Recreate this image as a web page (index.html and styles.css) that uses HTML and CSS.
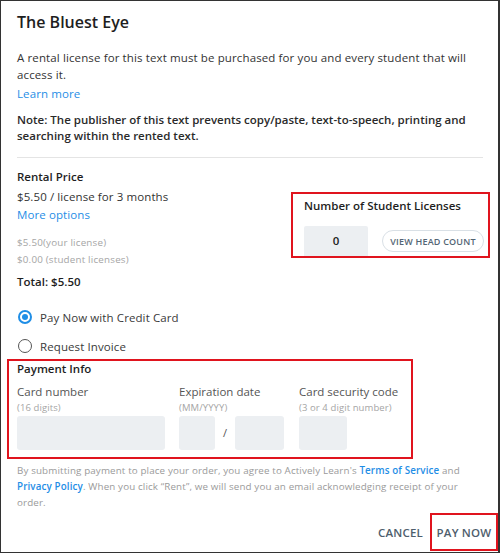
FILE: index.html
```html
<!DOCTYPE html>
<html>
<head>
<meta charset="utf-8">
<link rel="stylesheet" href="styles.css">
</head>
<body>
<div class="modal">
  <h1 class="title">The Bluest Eye</h1>
  <p class="intro">A rental license for this text must be purchased for you and every student that will access it.</p>
  <a class="link learn">Learn more</a>
  <p class="note">Note: The publisher of this text prevents copy/paste, text-to-speech, printing and searching within the rented text.</p>
  <div class="sep"></div>
  <div class="rental">
    <div class="rental-left">
      <div class="heading">Rental Price</div>
      <div class="price">$5.50 / license for 3 months</div>
      <a class="link more">More options</a>
      <div class="small first">$5.50(your license)</div>
      <div class="small">$0.00 (student licenses)</div>
      <div class="heading total">Total: $5.50</div>
    </div>
    <div class="licenses">
      <div class="heading">Number of Student Licenses</div>
      <div class="lic-row">
        <div class="count">0</div>
        <button class="pill">VIEW HEAD COUNT</button>
      </div>
    </div>
  </div>
  <label class="radio first-radio"><span class="dot checked"></span>Pay Now with Credit Card</label>
  <label class="radio"><span class="dot"></span>Request Invoice</label>
  <div class="payment">
    <div class="heading">Payment Info</div>
    <div class="fields">
      <div class="field">
        <div class="label">Card number</div>
        <div class="hint">(16 digits)</div>
        <div class="input card"></div>
      </div>
      <div class="field">
        <div class="label">Expiration date</div>
        <div class="hint">(MM/YYYY)</div>
        <div class="exp">
          <div class="input mm"></div>
          <span class="slash">/</span>
          <div class="input yy"></div>
        </div>
      </div>
      <div class="field">
        <div class="label">Card security code</div>
        <div class="hint">(3 or 4 digit number)</div>
        <div class="input cvc"></div>
      </div>
    </div>
  </div>
  <p class="terms">By submitting payment to place your order, you agree to Actively Learn's <a class="link b">Terms of Service</a> and <a class="link b">Privacy Policy</a>. When you click “Rent”, we will send you an email acknowledging receipt of your order.</p>
  <div class="actions">
    <button class="btn cancel">CANCEL</button>
    <button class="btn pay">PAY NOW</button>
  </div>
</div>
</body>
</html>
```
FILE: styles.css
```css
html, body { margin: 0; padding: 0; background: #fff; }
body { font-family: "Open Sans", "Liberation Sans", sans-serif; color: #333; }
.modal {
  width: 500px; height: 553px; box-sizing: border-box;
  border: 1px solid #333; border-right-width: 2px;
  padding: 0 15px 0 16px; overflow: hidden;
}
.title { margin: 10px 0 0; font-size: 16px; line-height: 22px; font-weight: 600; color: #1e1e1e; }
.intro { margin: 16px 0 0; font-size: 11.5px; line-height: 17px; letter-spacing: 0.12px; }
.link { color: #1f8ee6; text-decoration: none; }
.learn { display: block; margin-top: 2px; font-size: 11.5px; line-height: 17px; letter-spacing: 0.1px; }
.note { margin: 10px 0 0; font-size: 11.5px; line-height: 16px; font-weight: 600; color: #2a2a2a; }
.sep { margin-top: 13px; height: 1px; background: #e4e4e4; }
.rental { display: flex; justify-content: space-between; margin-top: 9px; }
.heading { font-size: 11.5px; line-height: 20px; font-weight: 600; color: #1e1e1e; }
.price { font-size: 11.5px; line-height: 20px; letter-spacing: 0.1px; }
.more { display: block; font-size: 11.5px; line-height: 16px; letter-spacing: 0.1px; }
.small { font-size: 9.8px; line-height: 17px; color: #a5a5a5; letter-spacing: 0.2px; }
.small.first { margin-top: 11px; }
.total { margin-top: 5px; line-height: 17px; }
.licenses {
  margin-top: 25px; margin-right: -7px; width: 199px; height: 66px; box-sizing: border-box;
  border: 2px solid #e0141e; padding: 4px 0 0 11px; overflow: hidden;
}
.licenses .heading { line-height: 16px; }
.lic-row { display: flex; align-items: flex-start; margin-top: 12px; }
.count {
  width: 64px; height: 32px; background: #eceff2; border-radius: 2px;
  font-size: 11.5px; font-weight: 600; text-align: center; line-height: 30px; color: #222;
}
.pill {
  margin: 4px 0 0 14px; height: 22px; width: 102px; padding: 0;
  border: 1px solid #d9e0e6; border-radius: 11px; background: #fff;
  font-family: inherit; font-size: 9px; font-weight: 600; color: #536474; letter-spacing: 0.2px;
}
.radio { display: flex; align-items: center; height: 20px; font-size: 11.5px; color: #3a3a3a; margin-top: 9px; letter-spacing: 0.1px; }
.radio.first-radio { margin-top: 17px; }
.dot {
  width: 14px; height: 14px; box-sizing: border-box; border-radius: 50%;
  border: 1.5px solid #555; margin: 0 8px 0 1px; position: relative;
}
.dot.checked { border: 2px solid #1f8ee6; }
.dot.checked::after {
  content: ""; position: absolute; left: 2px; top: 2px; width: 6px; height: 6px;
  border-radius: 50%; background: #1f8ee6;
}
.payment {
  margin: 3px 0 0 -10px; width: 406px; height: 100px; box-sizing: border-box;
  border: 2px solid #e0141e; padding: 0 0 0 8px;
}
.payment .heading { line-height: 16px; }
.fields { display: flex; margin-top: 6px; }
.field { margin-right: 14px; white-space: nowrap; }
.label { font-size: 11.5px; line-height: 17px; color: #555; }
.hint { font-size: 9.5px; line-height: 15px; color: #a5a5a5; letter-spacing: 0.1px; }
.input { height: 34px; background: #eceff2; border-radius: 3px; margin-top: 1px; }
.card { width: 148px; }
.exp { display: flex; align-items: center; }
.mm { width: 36px; }
.yy { width: 49px; }
.slash { width: 20px; text-align: center; font-size: 11px; color: #555; }
.cvc { width: 48px; }
.field:nth-child(2) { margin-right: 15px; }
.terms { margin: 4px 0 0; font-size: 9.8px; line-height: 16px; color: #9a9a9a; letter-spacing: 0.13px; }
.terms .b { font-weight: 600; }
.actions { display: flex; justify-content: flex-end; align-items: center; margin: 2px -15px 0 0; }
.btn {
  background: #fff; border: none; font-family: inherit; font-size: 11.5px; font-weight: 600;
  color: #4e5e6d; padding: 0; letter-spacing: 0.2px;
}
.cancel { margin-right: 7px; }
.pay { width: 68px; height: 38px; border: 2px solid #e0141e; }
```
━━━━━━━━━━━━━━━━━━━━
* Aim of the task *
Without including any pictures, print all of the material exactly as given.

* Response below *
Recreate this image as a web page (index.html and styles.css) that uses HTML and CSS.
FILE: index.html
```html
<!DOCTYPE html>
<html>
<head>
<meta charset="utf-8">
<link rel="stylesheet" href="styles.css">
</head>
<body>
<div class="modal">
  <h1 class="title">The Bluest Eye</h1>
  <p class="intro">A rental license for this text must be purchased for you and every student that will access it.</p>
  <a class="link learn">Learn more</a>
  <p class="note">Note: The publisher of this text prevents copy/paste, text-to-speech, printing and searching within the rented text.</p>
  <div class="sep"></div>
  <div class="rental">
    <div class="rental-left">
      <div class="heading">Rental Price</div>
      <div class="price">$5.50 / license for 3 months</div>
      <a class="link more">More options</a>
      <div class="small first">$5.50(your license)</div>
      <div class="small">$0.00 (student licenses)</div>
      <div class="heading total">Total: $5.50</div>
    </div>
    <div class="licenses">
      <div class="heading">Number of Student Licenses</div>
      <div class="lic-row">
        <div class="count">0</div>
        <button class="pill">VIEW HEAD COUNT</button>
      </div>
    </div>
  </div>
  <label class="radio first-radio"><span class="dot checked"></span>Pay Now with Credit Card</label>
  <label class="radio"><span class="dot"></span>Request Invoice</label>
  <div class="payment">
    <div class="heading">Payment Info</div>
    <div class="fields">
      <div class="field">
        <div class="label">Card number</div>
        <div class="hint">(16 digits)</div>
        <div class="input card"></div>
      </div>
      <div class="field">
        <div class="label">Expiration date</div>
        <div class="hint">(MM/YYYY)</div>
        <div class="exp">
          <div class="input mm"></div>
          <span class="slash">/</span>
          <div class="input yy"></div>
        </div>
      </div>
      <div class="field">
        <div class="label">Card security code</div>
        <div class="hint">(3 or 4 digit number)</div>
        <div class="input cvc"></div>
      </div>
    </div>
  </div>
  <p class="terms">By submitting payment to place your order, you agree to Actively Learn's <a class="link b">Terms of Service</a> and <a class="link b">Privacy Policy</a>. When you click “Rent”, we will send you an email acknowledging receipt of your order.</p>
  <div class="actions">
    <button class="btn cancel">CANCEL</button>
    <button class="btn pay">PAY NOW</button>
  </div>
</div>
</body>
</html>
```
FILE: styles.css
```css
html, body { margin: 0; padding: 0; background: #fff; }
body { font-family: "Open Sans", "Liberation Sans", sans-serif; color: #333; }
.modal {
  width: 500px; height: 553px; box-sizing: border-box;
  border: 1px solid #333; border-right-width: 2px;
  padding: 0 15px 0 16px; overflow: hidden;
}
.title { margin: 10px 0 0; font-size: 16px; line-height: 22px; font-weight: 600; color: #1e1e1e; }
.intro { margin: 16px 0 0; font-size: 11.5px; line-height: 17px; letter-spacing: 0.12px; }
.link { color: #1f8ee6; text-decoration: none; }
.learn { display: block; margin-top: 2px; font-size: 11.5px; line-height: 17px; letter-spacing: 0.1px; }
.note { margin: 10px 0 0; font-size: 11.5px; line-height: 16px; font-weight: 600; color: #2a2a2a; }
.sep { margin-top: 13px; height: 1px; background: #e4e4e4; }
.rental { display: flex; justify-content: space-between; margin-top: 9px; }
.heading { font-size: 11.5px; line-height: 20px; font-weight: 600; color: #1e1e1e; }
.price { font-size: 11.5px; line-height: 20px; letter-spacing: 0.1px; }
.more { display: block; font-size: 11.5px; line-height: 16px; letter-spacing: 0.1px; }
.small { font-size: 9.8px; line-height: 17px; color: #a5a5a5; letter-spacing: 0.2px; }
.small.first { margin-top: 11px; }
.total { margin-top: 5px; line-height: 17px; }
.licenses {
  margin-top: 25px; margin-right: -7px; width: 199px; height: 66px; box-sizing: border-box;
  border: 2px solid #e0141e; padding: 4px 0 0 11px; overflow: hidden;
}
.licenses .heading { line-height: 16px; }
.lic-row { display: flex; align-items: flex-start; margin-top: 12px; }
.count {
  width: 64px; height: 32px; background: #eceff2; border-radius: 2px;
  font-size: 11.5px; font-weight: 600; text-align: center; line-height: 30px; color: #222;
}
.pill {
  margin: 4px 0 0 14px; height: 22px; width: 102px; padding: 0;
  border: 1px solid #d9e0e6; border-radius: 11px; background: #fff;
  font-family: inherit; font-size: 9px; font-weight: 600; color: #536474; letter-spacing: 0.2px;
}
.radio { display: flex; align-items: center; height: 20px; font-size: 11.5px; color: #3a3a3a; margin-top: 9px; letter-spacing: 0.1px; }
.radio.first-radio { margin-top: 17px; }
.dot {
  width: 14px; height: 14px; box-sizing: border-box; border-radius: 50%;
  border: 1.5px solid #555; margin: 0 8px 0 1px; position: relative;
}
.dot.checked { border: 2px solid #1f8ee6; }
.dot.checked::after {
  content: ""; position: absolute; left: 2px; top: 2px; width: 6px; height: 6px;
  border-radius: 50%; background: #1f8ee6;
}
.payment {
  margin: 3px 0 0 -10px; width: 406px; height: 100px; box-sizing: border-box;
  border: 2px solid #e0141e; padding: 0 0 0 8px;
}
.payment .heading { line-height: 16px; }
.fields { display: flex; margin-top: 6px; }
.field { margin-right: 14px; white-space: nowrap; }
.label { font-size: 11.5px; line-height: 17px; color: #555; }
.hint { font-size: 9.5px; line-height: 15px; color: #a5a5a5; letter-spacing: 0.1px; }
.input { height: 34px; background: #eceff2; border-radius: 3px; margin-top: 1px; }
.card { width: 148px; }
.exp { display: flex; align-items: center; }
.mm { width: 36px; }
.yy { width: 49px; }
.slash { width: 20px; text-align: center; font-size: 11px; color: #555; }
.cvc { width: 48px; }
.field:nth-child(2) { margin-right: 15px; }
.terms { margin: 4px 0 0; font-size: 9.8px; line-height: 16px; color: #9a9a9a; letter-spacing: 0.13px; }
.terms .b { font-weight: 600; }
.actions { display: flex; justify-content: flex-end; align-items: center; margin: 2px -15px 0 0; }
.btn {
  background: #fff; border: none; font-family: inherit; font-size: 11.5px; font-weight: 600;
  color: #4e5e6d; padding: 0; letter-spacing: 0.2px;
}
.cancel { margin-right: 7px; }
.pay { width: 68px; height: 38px; border: 2px solid #e0141e; }
```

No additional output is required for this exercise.